James then calculated his taxable income and used the tax table in the 1040 instructions to determine his tax amount. This year’s tax brackets have been adjusted, so make sure you’re looking at the right numbers. Using his taxable income amount, he then looked up his tax in the tax table. He made $3,210, which is at least $3,200 but less than $3,250. As a single filer, his tax amount according to the table is therefore $323. He will next enter this amount on page two of the 1040.

IRS Form 1040 in 2023-24 Page 2

Page two covers credits and other taxes. Tax credits can significantly reduce what you owe, so explore all your options here.

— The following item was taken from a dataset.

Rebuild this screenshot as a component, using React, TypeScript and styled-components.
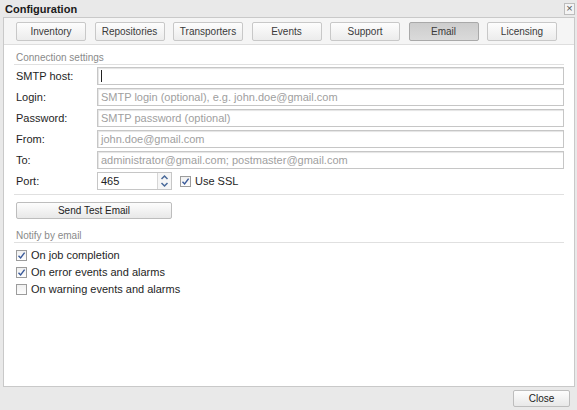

An example of credits that can be claimed on the 1040 form includes the child tax credit. To claim a credit on the 1040 form, an individual must meet certain qualifications and provide the necessary documentation. The credits are then entered in the appropriate line on the 1040 form, and the amount of the credit is subtracted from the total tax owed.

IRS form 1040 for 2024
IRS Form 1040 for 2024 Page 2

Once again, on line 16, James entered the tax amount from the tax table. And since he had nothing on Schedule 2 or Schedule 3 and does not have any tax credits, he entered it again on line 18. James didn’t qualify for any credits, but you might, so it’s worth a thorough check to see if you do. Since he did not have any credits or other taxes, he again entered this amount as his total tax.

The next section is on federal income tax withheld. Federal income tax withheld is what’s already been taken out of your paychecks. James W2 form shows this amount. If you’ve switched jobs during the year, make sure to add up the withholding from all your W2 forms. Estimated tax payments come into play if you’ve got income that’s not subject to withholding, like freelance or investment income. Add these up to ensure you’re reporting all your payments. To find the taxes paid on a W2 form, look for the section labeled “Federal Income Tax” or something similar, which reports the amount of federal income tax that was withheld from your paycheck.